With regard to Noise Ninja - I also bought it a while back to deal with film scans to help make them easier to apply creative and output sharpening to. I should give it another try. At some stage I gave up on it because I was feeling it took something away from the organic grain structure that, when it's scanned correctly, makes film scans look something special. I'm a walking contradiction!!!
 

pfigen

Member
There are three different software packages for the Howtek - Silverfast, Trident and DPL. Trident is by far the best for scanning negs, but operator skill is paramount in getting the most out of the scanner. I remember a few years ago when a photographer flew out to L.A. from Memphis so I could give him an hour long demo of neg scanning. Seven hours later.... The most exhausting Mother's Day I've ever had. Both the 7500 and 4500 are more limited in their choice of apertures. I know the 4500 has a 16 micron but I can't remember off the top of my head about the 7500, and I have one in the studio as well.

The last Nikon scan you posted looked pretty good for a Nikon, but the math doesn't work out for your stated resolution. Assuming that your 18 x 22.5 is the full height of the horizontal neg, 360 ppi at that size translates to about 6500 ppi, not 4000, so I'm not sure how you're getting DOWN to that size from the original scan. Also, I'd stay away from Bicubic Sharper and instead use standard Bicubic with a dose of USM applied selectively as needed. I find those results are much better than what "sharper" has to offer.

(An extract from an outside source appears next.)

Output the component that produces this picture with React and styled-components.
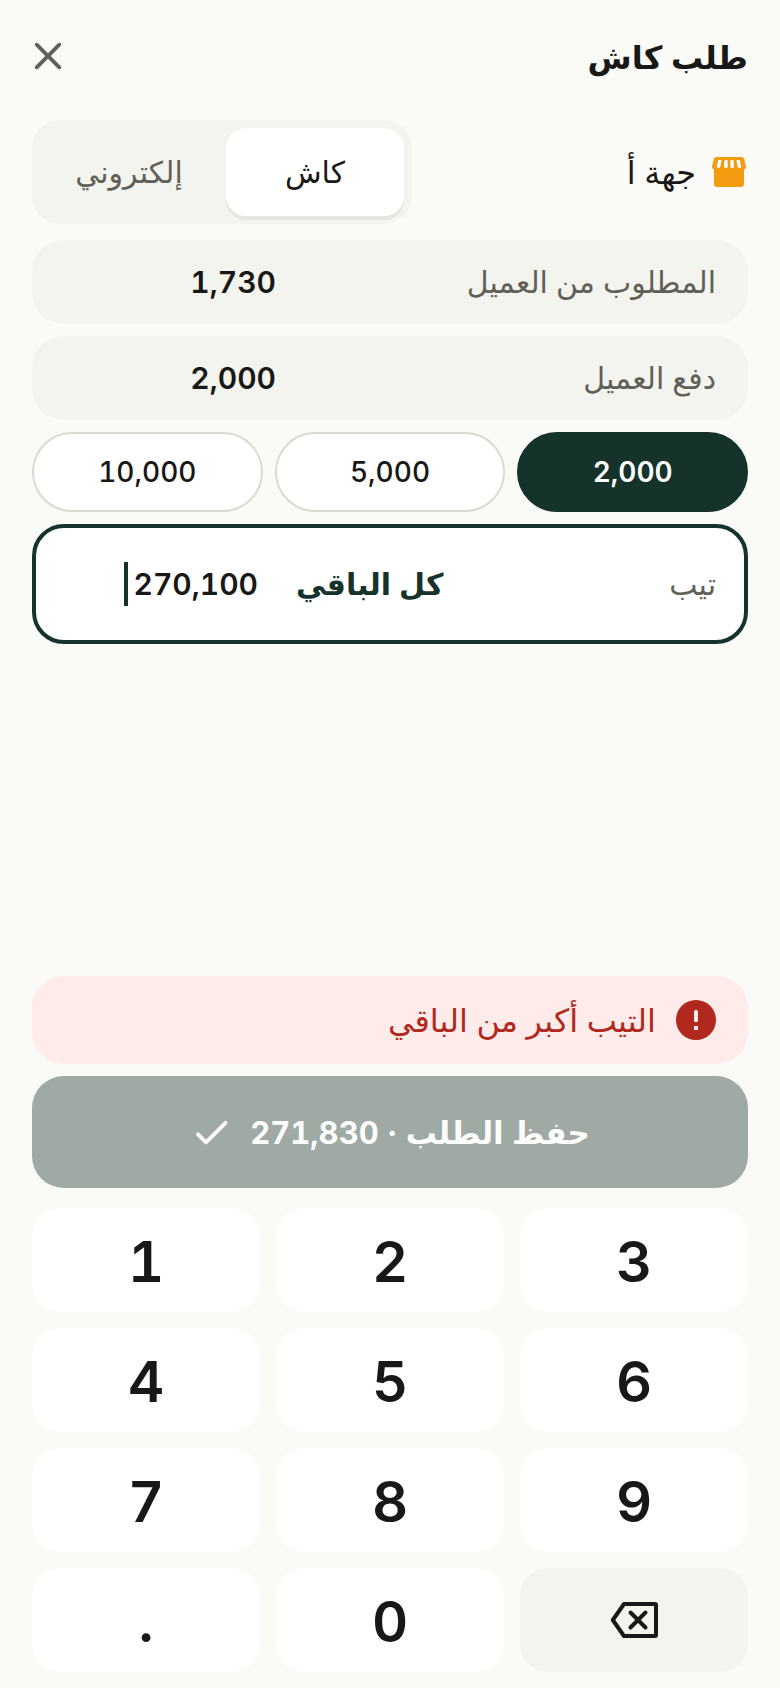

I love Noise Ninja, but the default settings have always been way too aggressive for me, turning everything into mush. I use the standalone program, which is better than the plugin and run a custom profile on every image, then I usually back off both the Luminance and Color noise reduction anywhere from minus 5 to minus ten or more depending on the image. I save it out as a tiff and then layer back on top of my original and look carefully to see if there are any areas that I want to reduce or eliminate the NR with a layer mask. This is a bit more work than a lot of people like to do, but it's very very effective and I find results in the best images overall.

I wish you weren't half a world away. It'd cool to have you over for a demo.

Peter
 

tjv

Active member
The last Nikon scan you posted looked pretty good for a Nikon, but the math doesn't work out for your stated resolution. Assuming that your 18 x 22.5 is the full height of the horizontal neg, 360 ppi at that size translates to about 6500 ppi, not 4000, so I'm not sure how you're getting DOWN to that size from the original scan. Also, I'd stay away from Bicubic Sharper and instead use standard Bicubic with a dose of USM applied selectively as needed. I find those results are much better than what "sharper" has to offer.

I wish you weren't half a world away. It'd cool to have you over for a demo.

Peter
It's scanned from a 6x7cm neg, so 4000dpi gives a massive file that I then downsize. I hear what you're saying about bicubic sharper. It can really emphasize the grain when downsizing huge files.

Yes, it would be great to have a hands on demo. Thanks again for all your comments and help. I have no idea how I'll get the most out my negs without expert help from someone like yourself - someone who actually cares about the finer points of the scanning process.